Corbin held a slim 2-1 lead Wednesday after Juan Soto homered in the second, Rhys Hoskins hit a solo homer for the Phillies in the third and Cabrera scored on a Kendrick single in the fourth. The Nationals then lost it with a pair of defensive miscues in the seventh: Soto made a diving attempt at a liner that resulted in Didi Gregorius’s leadoff triple, and Eaton and Victor Robles dropped a routine flyball after they collided just in front of the warning track. Neither defensive miscue was ruled an error, but both helped permanently flip the scoreboard.

The Nationals had life once Kendrick led off the ninth with a double. Michael A. Taylor jogged out of the dugout to pinch-run. But Taylor was stranded on third by back-to-back strikeouts for Eric Thames and Robles to end the game. And as the Nationals fell to a third straight loss, the Brewers, Reds, Padres, Mariners, Dodgers and Giants planned doubleheaders to make up the postponed games. Thirty teams will roll on after part of the sport stood alongside athletes in the NBA, WNBA and MLS. But Martinez repeated that the Nationals will have a discussion before doing so.
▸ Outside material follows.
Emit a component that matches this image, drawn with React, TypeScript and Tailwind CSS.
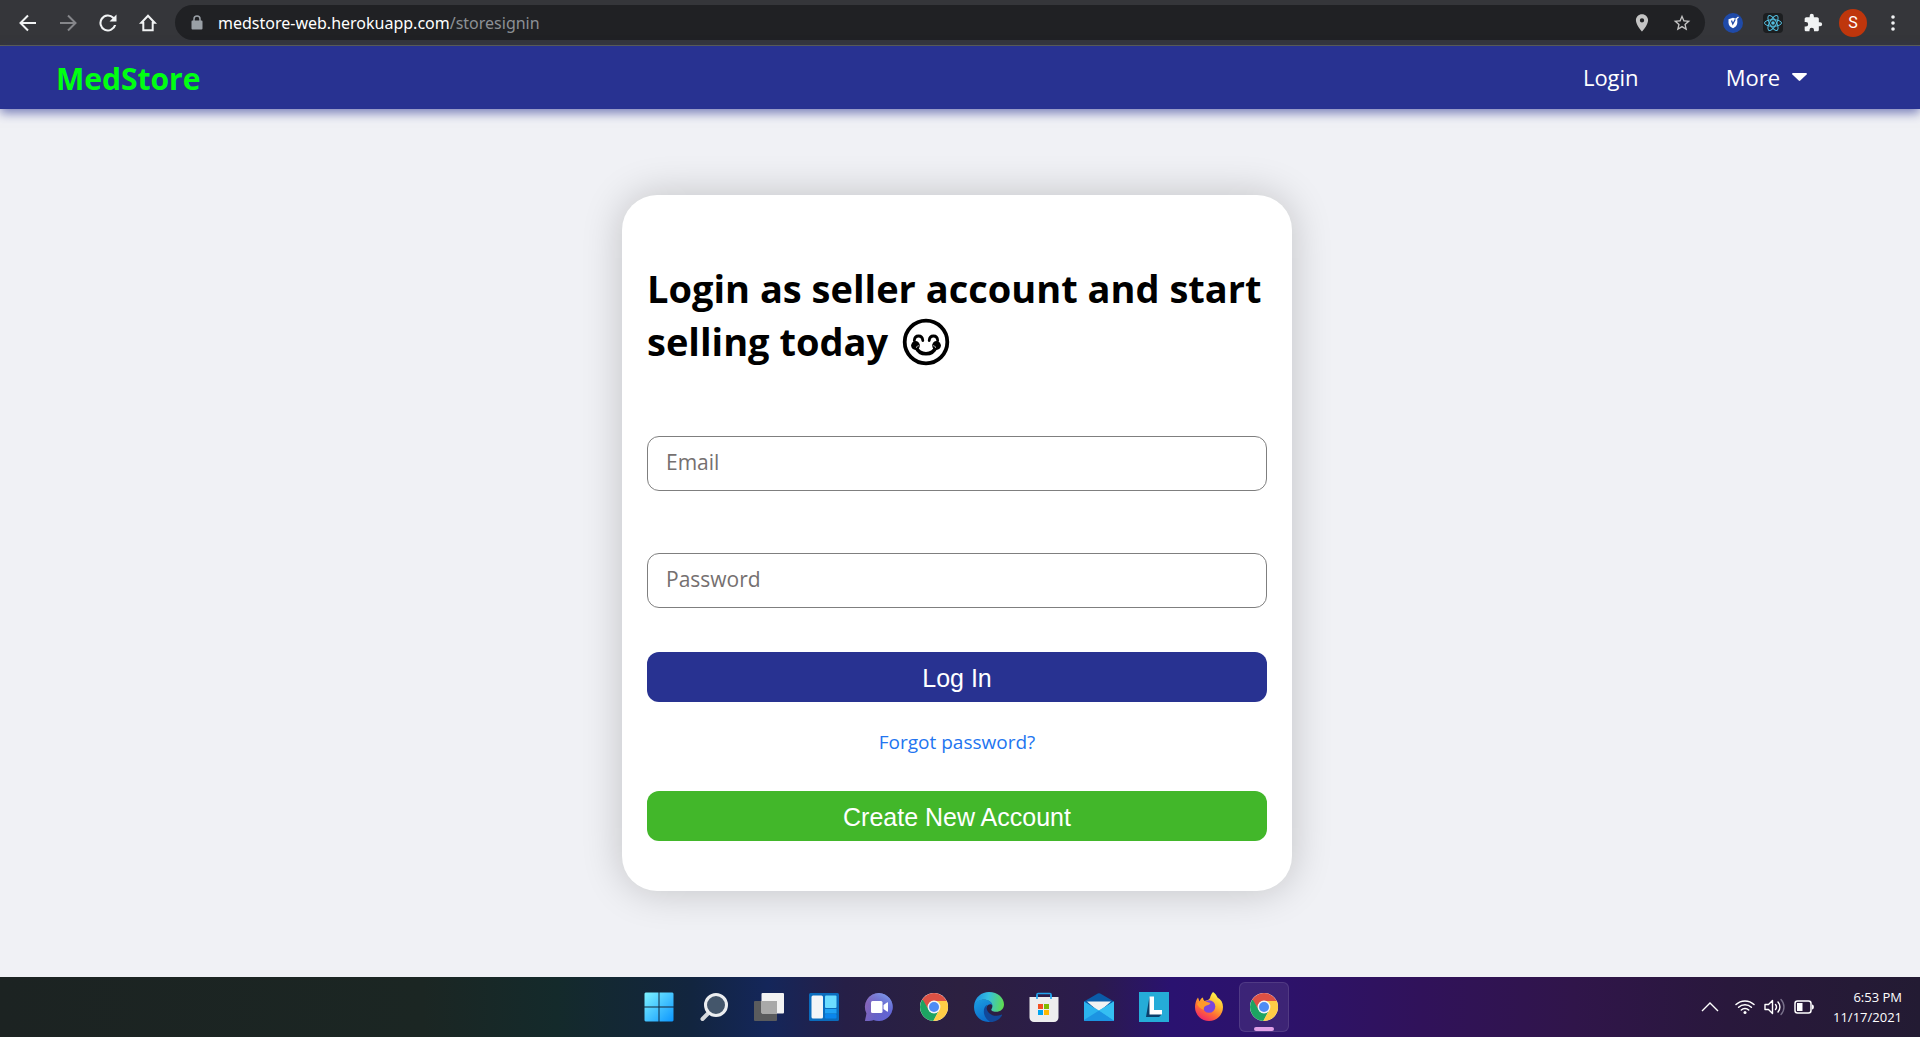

“At the end of the day, we still have a long ways to go,” Kendrick said. “We’ve come a long way, but being a Black man in America, you never want to see any injustice toward someone of your color. Having kids, I want my kids to grow up in a better world.”

“If any one of our guys are going to not play, I truly believe that we’re all going to stick together. I really do,” Martinez added. “We’re going to talk about it, and we’ll see what transpires from our conversation. Once again, it’s a travesty that these things keep happening and it’s got to go away. We got to have change.”

When the game finished in Washington and players scrolled through their phones to see the news from Milwaukee, San Diego and San Francisco, this message flashed onto the giant big screen in right field at Nationals Park: JUSTICE . . . EQUALITY . . . NOW.” The Nationals and Phillies are scheduled to finish their series at 6:37 p.m. Thursday.